Listing →
=======

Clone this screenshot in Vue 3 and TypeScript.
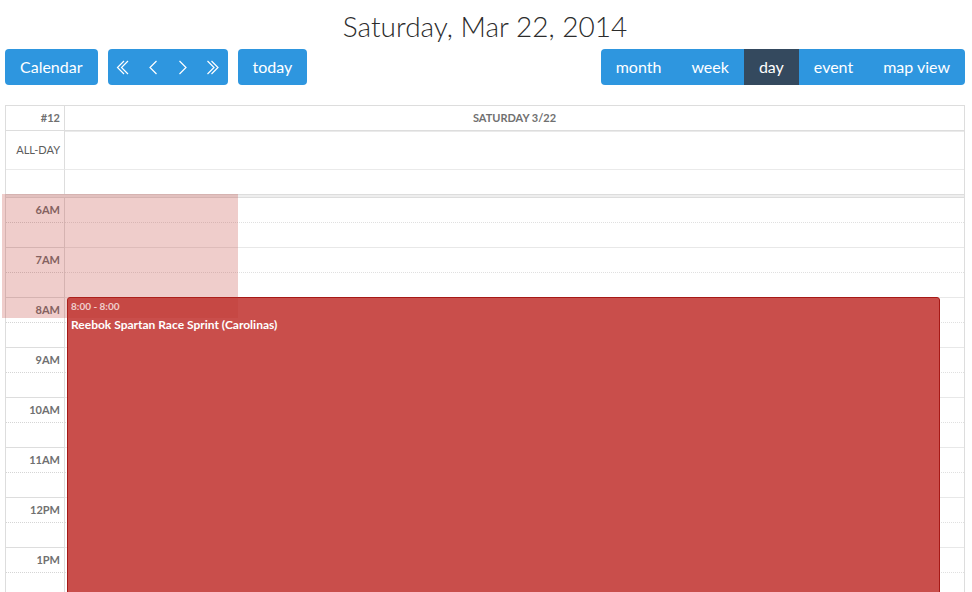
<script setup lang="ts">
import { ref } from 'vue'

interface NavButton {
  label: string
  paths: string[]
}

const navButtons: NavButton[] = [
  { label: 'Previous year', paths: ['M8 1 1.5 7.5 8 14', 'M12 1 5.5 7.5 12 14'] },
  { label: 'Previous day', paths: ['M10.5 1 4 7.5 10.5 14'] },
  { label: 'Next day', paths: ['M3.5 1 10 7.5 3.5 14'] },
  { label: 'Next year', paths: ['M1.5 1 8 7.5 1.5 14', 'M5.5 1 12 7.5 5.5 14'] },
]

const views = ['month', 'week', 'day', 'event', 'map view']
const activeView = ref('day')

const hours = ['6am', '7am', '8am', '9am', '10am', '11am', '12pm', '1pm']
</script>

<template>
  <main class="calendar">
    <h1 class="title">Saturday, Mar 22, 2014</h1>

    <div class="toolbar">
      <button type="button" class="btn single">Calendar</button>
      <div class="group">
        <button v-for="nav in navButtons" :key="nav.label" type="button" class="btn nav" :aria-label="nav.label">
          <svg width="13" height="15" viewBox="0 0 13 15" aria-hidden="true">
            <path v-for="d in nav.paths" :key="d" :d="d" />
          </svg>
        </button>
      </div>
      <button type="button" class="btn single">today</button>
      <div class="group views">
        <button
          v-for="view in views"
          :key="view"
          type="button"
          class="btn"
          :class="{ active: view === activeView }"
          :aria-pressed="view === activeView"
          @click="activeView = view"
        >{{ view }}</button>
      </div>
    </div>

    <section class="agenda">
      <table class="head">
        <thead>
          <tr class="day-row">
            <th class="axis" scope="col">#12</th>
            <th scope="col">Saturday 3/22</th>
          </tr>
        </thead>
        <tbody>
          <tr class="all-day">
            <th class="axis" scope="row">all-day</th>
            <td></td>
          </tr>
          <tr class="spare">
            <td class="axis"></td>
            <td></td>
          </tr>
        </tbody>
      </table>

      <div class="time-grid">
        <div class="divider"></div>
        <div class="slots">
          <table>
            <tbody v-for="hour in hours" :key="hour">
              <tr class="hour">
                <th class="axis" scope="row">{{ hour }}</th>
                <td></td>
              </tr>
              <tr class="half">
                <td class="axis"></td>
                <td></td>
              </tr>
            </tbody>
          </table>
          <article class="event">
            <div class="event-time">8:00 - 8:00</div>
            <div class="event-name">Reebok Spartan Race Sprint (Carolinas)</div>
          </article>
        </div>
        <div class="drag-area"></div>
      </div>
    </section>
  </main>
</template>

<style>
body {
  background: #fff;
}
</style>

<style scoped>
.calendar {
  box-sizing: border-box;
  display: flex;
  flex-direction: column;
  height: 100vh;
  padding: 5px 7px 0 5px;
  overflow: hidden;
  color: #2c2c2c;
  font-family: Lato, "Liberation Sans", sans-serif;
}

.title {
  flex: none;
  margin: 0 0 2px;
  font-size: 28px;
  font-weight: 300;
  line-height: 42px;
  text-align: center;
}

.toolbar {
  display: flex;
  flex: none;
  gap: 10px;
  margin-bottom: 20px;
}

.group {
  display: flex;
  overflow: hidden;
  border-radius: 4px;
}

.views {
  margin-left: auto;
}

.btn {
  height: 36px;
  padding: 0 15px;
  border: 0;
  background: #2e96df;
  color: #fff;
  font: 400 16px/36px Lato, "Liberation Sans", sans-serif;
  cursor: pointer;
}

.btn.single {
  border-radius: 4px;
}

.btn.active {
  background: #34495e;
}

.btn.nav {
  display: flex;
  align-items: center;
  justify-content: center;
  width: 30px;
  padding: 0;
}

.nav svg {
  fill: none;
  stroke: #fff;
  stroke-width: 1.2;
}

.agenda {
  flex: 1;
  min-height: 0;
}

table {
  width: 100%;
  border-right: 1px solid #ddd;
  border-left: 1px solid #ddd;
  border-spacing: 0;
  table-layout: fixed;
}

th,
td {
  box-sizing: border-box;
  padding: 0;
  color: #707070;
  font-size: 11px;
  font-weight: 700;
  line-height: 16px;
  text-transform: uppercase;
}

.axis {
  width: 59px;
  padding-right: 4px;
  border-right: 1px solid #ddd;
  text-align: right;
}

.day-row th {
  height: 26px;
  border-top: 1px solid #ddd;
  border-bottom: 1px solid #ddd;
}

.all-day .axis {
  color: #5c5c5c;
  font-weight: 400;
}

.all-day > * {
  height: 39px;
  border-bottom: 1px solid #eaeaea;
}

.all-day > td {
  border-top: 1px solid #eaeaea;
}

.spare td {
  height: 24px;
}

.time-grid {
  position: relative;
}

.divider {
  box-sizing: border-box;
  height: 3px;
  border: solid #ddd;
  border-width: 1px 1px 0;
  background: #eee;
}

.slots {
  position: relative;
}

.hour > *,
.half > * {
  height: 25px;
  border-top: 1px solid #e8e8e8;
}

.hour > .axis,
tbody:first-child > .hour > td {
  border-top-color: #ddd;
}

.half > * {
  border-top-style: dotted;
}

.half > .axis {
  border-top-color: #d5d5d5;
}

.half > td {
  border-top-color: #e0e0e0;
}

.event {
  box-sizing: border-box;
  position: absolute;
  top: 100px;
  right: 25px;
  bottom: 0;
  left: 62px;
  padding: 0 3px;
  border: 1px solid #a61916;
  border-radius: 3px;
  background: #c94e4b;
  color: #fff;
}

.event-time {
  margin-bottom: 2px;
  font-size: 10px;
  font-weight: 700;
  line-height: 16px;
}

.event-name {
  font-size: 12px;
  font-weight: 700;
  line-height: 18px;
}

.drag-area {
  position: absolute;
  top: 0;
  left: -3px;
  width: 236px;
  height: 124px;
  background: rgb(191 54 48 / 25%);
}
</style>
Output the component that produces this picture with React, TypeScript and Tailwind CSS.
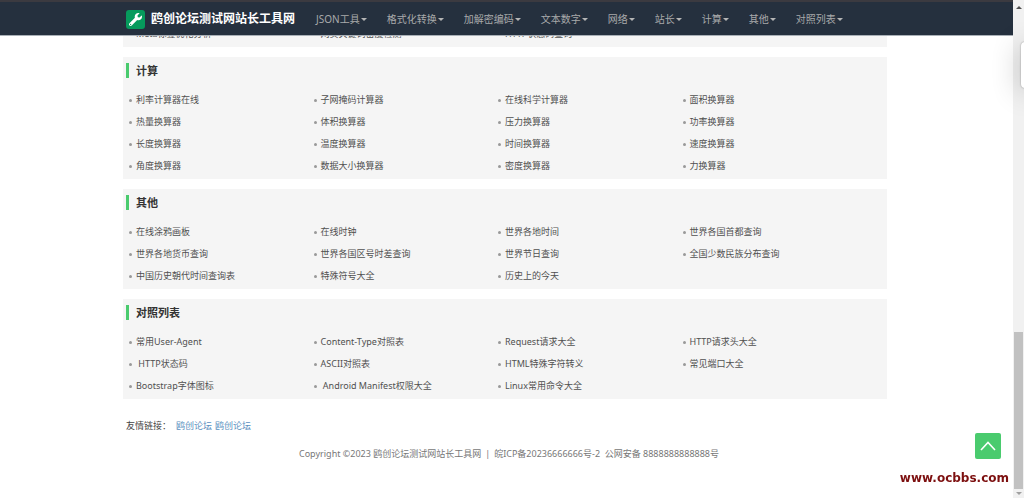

=======

What the exercise asks → Reproduce the whole listing exactly, but not the images in it.

Worked answer →
Clone this screenshot in Vue 3 and TypeScript.
<script setup lang="ts">
import { ref } from 'vue'

interface NavButton {
  label: string
  paths: string[]
}

const navButtons: NavButton[] = [
  { label: 'Previous year', paths: ['M8 1 1.5 7.5 8 14', 'M12 1 5.5 7.5 12 14'] },
  { label: 'Previous day', paths: ['M10.5 1 4 7.5 10.5 14'] },
  { label: 'Next day', paths: ['M3.5 1 10 7.5 3.5 14'] },
  { label: 'Next year', paths: ['M1.5 1 8 7.5 1.5 14', 'M5.5 1 12 7.5 5.5 14'] },
]

const views = ['month', 'week', 'day', 'event', 'map view']
const activeView = ref('day')

const hours = ['6am', '7am', '8am', '9am', '10am', '11am', '12pm', '1pm']
</script>

<template>
  <main class="calendar">
    <h1 class="title">Saturday, Mar 22, 2014</h1>

    <div class="toolbar">
      <button type="button" class="btn single">Calendar</button>
      <div class="group">
        <button v-for="nav in navButtons" :key="nav.label" type="button" class="btn nav" :aria-label="nav.label">
          <svg width="13" height="15" viewBox="0 0 13 15" aria-hidden="true">
            <path v-for="d in nav.paths" :key="d" :d="d" />
          </svg>
        </button>
      </div>
      <button type="button" class="btn single">today</button>
      <div class="group views">
        <button
          v-for="view in views"
          :key="view"
          type="button"
          class="btn"
          :class="{ active: view === activeView }"
          :aria-pressed="view === activeView"
          @click="activeView = view"
        >{{ view }}</button>
      </div>
    </div>

    <section class="agenda">
      <table class="head">
        <thead>
          <tr class="day-row">
            <th class="axis" scope="col">#12</th>
            <th scope="col">Saturday 3/22</th>
          </tr>
        </thead>
        <tbody>
          <tr class="all-day">
            <th class="axis" scope="row">all-day</th>
            <td></td>
          </tr>
          <tr class="spare">
            <td class="axis"></td>
            <td></td>
          </tr>
        </tbody>
      </table>

      <div class="time-grid">
        <div class="divider"></div>
        <div class="slots">
          <table>
            <tbody v-for="hour in hours" :key="hour">
              <tr class="hour">
                <th class="axis" scope="row">{{ hour }}</th>
                <td></td>
              </tr>
              <tr class="half">
                <td class="axis"></td>
                <td></td>
              </tr>
            </tbody>
          </table>
          <article class="event">
            <div class="event-time">8:00 - 8:00</div>
            <div class="event-name">Reebok Spartan Race Sprint (Carolinas)</div>
          </article>
        </div>
        <div class="drag-area"></div>
      </div>
    </section>
  </main>
</template>

<style>
body {
  background: #fff;
}
</style>

<style scoped>
.calendar {
  box-sizing: border-box;
  display: flex;
  flex-direction: column;
  height: 100vh;
  padding: 5px 7px 0 5px;
  overflow: hidden;
  color: #2c2c2c;
  font-family: Lato, "Liberation Sans", sans-serif;
}

.title {
  flex: none;
  margin: 0 0 2px;
  font-size: 28px;
  font-weight: 300;
  line-height: 42px;
  text-align: center;
}

.toolbar {
  display: flex;
  flex: none;
  gap: 10px;
  margin-bottom: 20px;
}

.group {
  display: flex;
  overflow: hidden;
  border-radius: 4px;
}

.views {
  margin-left: auto;
}

.btn {
  height: 36px;
  padding: 0 15px;
  border: 0;
  background: #2e96df;
  color: #fff;
  font: 400 16px/36px Lato, "Liberation Sans", sans-serif;
  cursor: pointer;
}

.btn.single {
  border-radius: 4px;
}

.btn.active {
  background: #34495e;
}

.btn.nav {
  display: flex;
  align-items: center;
  justify-content: center;
  width: 30px;
  padding: 0;
}

.nav svg {
  fill: none;
  stroke: #fff;
  stroke-width: 1.2;
}

.agenda {
  flex: 1;
  min-height: 0;
}

table {
  width: 100%;
  border-right: 1px solid #ddd;
  border-left: 1px solid #ddd;
  border-spacing: 0;
  table-layout: fixed;
}

th,
td {
  box-sizing: border-box;
  padding: 0;
  color: #707070;
  font-size: 11px;
  font-weight: 700;
  line-height: 16px;
  text-transform: uppercase;
}

.axis {
  width: 59px;
  padding-right: 4px;
  border-right: 1px solid #ddd;
  text-align: right;
}

.day-row th {
  height: 26px;
  border-top: 1px solid #ddd;
  border-bottom: 1px solid #ddd;
}

.all-day .axis {
  color: #5c5c5c;
  font-weight: 400;
}

.all-day > * {
  height: 39px;
  border-bottom: 1px solid #eaeaea;
}

.all-day > td {
  border-top: 1px solid #eaeaea;
}

.spare td {
  height: 24px;
}

.time-grid {
  position: relative;
}

.divider {
  box-sizing: border-box;
  height: 3px;
  border: solid #ddd;
  border-width: 1px 1px 0;
  background: #eee;
}

.slots {
  position: relative;
}

.hour > *,
.half > * {
  height: 25px;
  border-top: 1px solid #e8e8e8;
}

.hour > .axis,
tbody:first-child > .hour > td {
  border-top-color: #ddd;
}

.half > * {
  border-top-style: dotted;
}

.half > .axis {
  border-top-color: #d5d5d5;
}

.half > td {
  border-top-color: #e0e0e0;
}

.event {
  box-sizing: border-box;
  position: absolute;
  top: 100px;
  right: 25px;
  bottom: 0;
  left: 62px;
  padding: 0 3px;
  border: 1px solid #a61916;
  border-radius: 3px;
  background: #c94e4b;
  color: #fff;
}

.event-time {
  margin-bottom: 2px;
  font-size: 10px;
  font-weight: 700;
  line-height: 16px;
}

.event-name {
  font-size: 12px;
  font-weight: 700;
  line-height: 18px;
}

.drag-area {
  position: absolute;
  top: 0;
  left: -3px;
  width: 236px;
  height: 124px;
  background: rgb(191 54 48 / 25%);
}
</style>
Output the component that produces this picture with React, TypeScript and Tailwind CSS.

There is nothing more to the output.